### EXERCISE BRIEF
Give the data again exactly as written, skipping any pictures.
━━━━━ RECORDED DATA
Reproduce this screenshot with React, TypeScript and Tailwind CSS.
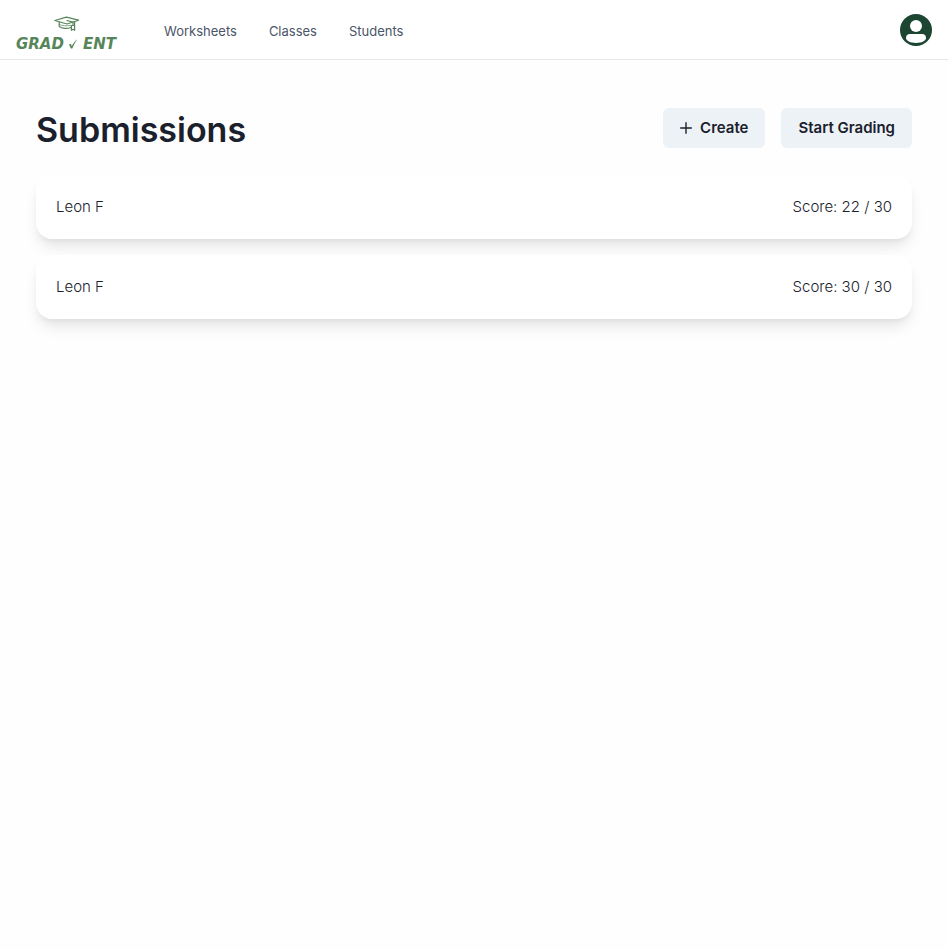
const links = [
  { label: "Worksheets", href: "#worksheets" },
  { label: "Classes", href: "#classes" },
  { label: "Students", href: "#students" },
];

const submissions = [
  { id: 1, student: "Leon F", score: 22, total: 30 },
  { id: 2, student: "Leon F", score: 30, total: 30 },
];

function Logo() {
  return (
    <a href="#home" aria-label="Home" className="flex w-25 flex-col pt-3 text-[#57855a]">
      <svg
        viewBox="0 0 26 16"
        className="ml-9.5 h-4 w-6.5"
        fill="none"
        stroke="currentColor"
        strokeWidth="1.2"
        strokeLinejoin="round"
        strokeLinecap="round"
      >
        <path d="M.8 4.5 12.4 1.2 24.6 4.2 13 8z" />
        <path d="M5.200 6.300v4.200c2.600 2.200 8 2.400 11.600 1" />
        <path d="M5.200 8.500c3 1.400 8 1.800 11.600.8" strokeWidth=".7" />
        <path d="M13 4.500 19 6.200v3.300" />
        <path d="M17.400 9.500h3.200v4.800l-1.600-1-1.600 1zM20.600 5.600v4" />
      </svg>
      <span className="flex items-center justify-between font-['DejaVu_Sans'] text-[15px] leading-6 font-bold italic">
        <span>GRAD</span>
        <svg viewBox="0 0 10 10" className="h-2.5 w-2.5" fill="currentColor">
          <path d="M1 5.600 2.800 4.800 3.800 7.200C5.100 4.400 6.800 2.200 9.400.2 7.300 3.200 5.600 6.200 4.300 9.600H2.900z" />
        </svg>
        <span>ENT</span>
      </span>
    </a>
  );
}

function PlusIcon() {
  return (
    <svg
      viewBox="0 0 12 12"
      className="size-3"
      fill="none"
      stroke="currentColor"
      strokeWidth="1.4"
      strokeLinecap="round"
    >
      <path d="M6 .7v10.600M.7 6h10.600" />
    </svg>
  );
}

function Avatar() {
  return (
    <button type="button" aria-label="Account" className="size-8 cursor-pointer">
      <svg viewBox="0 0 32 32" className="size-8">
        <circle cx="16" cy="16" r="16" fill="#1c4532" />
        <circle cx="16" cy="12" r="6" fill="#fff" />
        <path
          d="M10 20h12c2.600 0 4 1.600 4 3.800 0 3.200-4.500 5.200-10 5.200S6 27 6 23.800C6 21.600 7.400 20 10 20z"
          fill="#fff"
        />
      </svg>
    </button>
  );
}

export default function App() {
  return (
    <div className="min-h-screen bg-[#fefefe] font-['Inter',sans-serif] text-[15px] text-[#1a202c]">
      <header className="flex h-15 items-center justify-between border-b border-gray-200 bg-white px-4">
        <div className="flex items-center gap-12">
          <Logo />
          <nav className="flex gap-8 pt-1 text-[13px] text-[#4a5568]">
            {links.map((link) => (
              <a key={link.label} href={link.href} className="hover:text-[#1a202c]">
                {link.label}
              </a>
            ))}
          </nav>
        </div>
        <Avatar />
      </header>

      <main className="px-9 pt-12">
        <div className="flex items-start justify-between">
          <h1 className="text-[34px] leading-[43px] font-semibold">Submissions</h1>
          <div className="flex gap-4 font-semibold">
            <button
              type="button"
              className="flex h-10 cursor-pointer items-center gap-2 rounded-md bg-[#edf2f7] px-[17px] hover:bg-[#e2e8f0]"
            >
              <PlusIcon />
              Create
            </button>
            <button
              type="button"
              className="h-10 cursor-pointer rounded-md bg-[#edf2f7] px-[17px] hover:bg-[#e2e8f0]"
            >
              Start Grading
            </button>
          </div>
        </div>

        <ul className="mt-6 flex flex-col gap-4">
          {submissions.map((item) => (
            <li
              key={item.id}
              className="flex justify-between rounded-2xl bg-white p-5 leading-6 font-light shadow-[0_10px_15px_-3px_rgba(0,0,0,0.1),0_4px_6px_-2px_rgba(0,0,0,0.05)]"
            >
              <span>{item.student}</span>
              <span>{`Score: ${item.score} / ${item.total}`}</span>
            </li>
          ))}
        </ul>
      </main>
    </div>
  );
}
━━━━━━━━━━
### SOLUTION
Reproduce this screenshot with React, TypeScript and Tailwind CSS.
const links = [
  { label: "Worksheets", href: "#worksheets" },
  { label: "Classes", href: "#classes" },
  { label: "Students", href: "#students" },
];

const submissions = [
  { id: 1, student: "Leon F", score: 22, total: 30 },
  { id: 2, student: "Leon F", score: 30, total: 30 },
];

function Logo() {
  return (
    <a href="#home" aria-label="Home" className="flex w-25 flex-col pt-3 text-[#57855a]">
      <svg
        viewBox="0 0 26 16"
        className="ml-9.5 h-4 w-6.5"
        fill="none"
        stroke="currentColor"
        strokeWidth="1.2"
        strokeLinejoin="round"
        strokeLinecap="round"
      >
        <path d="M.8 4.5 12.4 1.2 24.6 4.2 13 8z" />
        <path d="M5.200 6.300v4.200c2.600 2.200 8 2.400 11.600 1" />
        <path d="M5.200 8.500c3 1.400 8 1.800 11.600.8" strokeWidth=".7" />
        <path d="M13 4.500 19 6.200v3.300" />
        <path d="M17.400 9.500h3.200v4.800l-1.600-1-1.600 1zM20.600 5.600v4" />
      </svg>
      <span className="flex items-center justify-between font-['DejaVu_Sans'] text-[15px] leading-6 font-bold italic">
        <span>GRAD</span>
        <svg viewBox="0 0 10 10" className="h-2.5 w-2.5" fill="currentColor">
          <path d="M1 5.600 2.800 4.800 3.800 7.200C5.100 4.400 6.800 2.200 9.400.2 7.300 3.200 5.600 6.200 4.300 9.600H2.900z" />
        </svg>
        <span>ENT</span>
      </span>
    </a>
  );
}

function PlusIcon() {
  return (
    <svg
      viewBox="0 0 12 12"
      className="size-3"
      fill="none"
      stroke="currentColor"
      strokeWidth="1.4"
      strokeLinecap="round"
    >
      <path d="M6 .7v10.600M.7 6h10.600" />
    </svg>
  );
}

function Avatar() {
  return (
    <button type="button" aria-label="Account" className="size-8 cursor-pointer">
      <svg viewBox="0 0 32 32" className="size-8">
        <circle cx="16" cy="16" r="16" fill="#1c4532" />
        <circle cx="16" cy="12" r="6" fill="#fff" />
        <path
          d="M10 20h12c2.600 0 4 1.600 4 3.800 0 3.200-4.500 5.200-10 5.200S6 27 6 23.800C6 21.600 7.400 20 10 20z"
          fill="#fff"
        />
      </svg>
    </button>
  );
}

export default function App() {
  return (
    <div className="min-h-screen bg-[#fefefe] font-['Inter',sans-serif] text-[15px] text-[#1a202c]">
      <header className="flex h-15 items-center justify-between border-b border-gray-200 bg-white px-4">
        <div className="flex items-center gap-12">
          <Logo />
          <nav className="flex gap-8 pt-1 text-[13px] text-[#4a5568]">
            {links.map((link) => (
              <a key={link.label} href={link.href} className="hover:text-[#1a202c]">
                {link.label}
              </a>
            ))}
          </nav>
        </div>
        <Avatar />
      </header>

      <main className="px-9 pt-12">
        <div className="flex items-start justify-between">
          <h1 className="text-[34px] leading-[43px] font-semibold">Submissions</h1>
          <div className="flex gap-4 font-semibold">
            <button
              type="button"
              className="flex h-10 cursor-pointer items-center gap-2 rounded-md bg-[#edf2f7] px-[17px] hover:bg-[#e2e8f0]"
            >
              <PlusIcon />
              Create
            </button>
            <button
              type="button"
              className="h-10 cursor-pointer rounded-md bg-[#edf2f7] px-[17px] hover:bg-[#e2e8f0]"
            >
              Start Grading
            </button>
          </div>
        </div>

        <ul className="mt-6 flex flex-col gap-4">
          {submissions.map((item) => (
            <li
              key={item.id}
              className="flex justify-between rounded-2xl bg-white p-5 leading-6 font-light shadow-[0_10px_15px_-3px_rgba(0,0,0,0.1),0_4px_6px_-2px_rgba(0,0,0,0.05)]"
            >
              <span>{item.student}</span>
              <span>{`Score: ${item.score} / ${item.total}`}</span>
            </li>
          ))}
        </ul>
      </main>
    </div>
  );
}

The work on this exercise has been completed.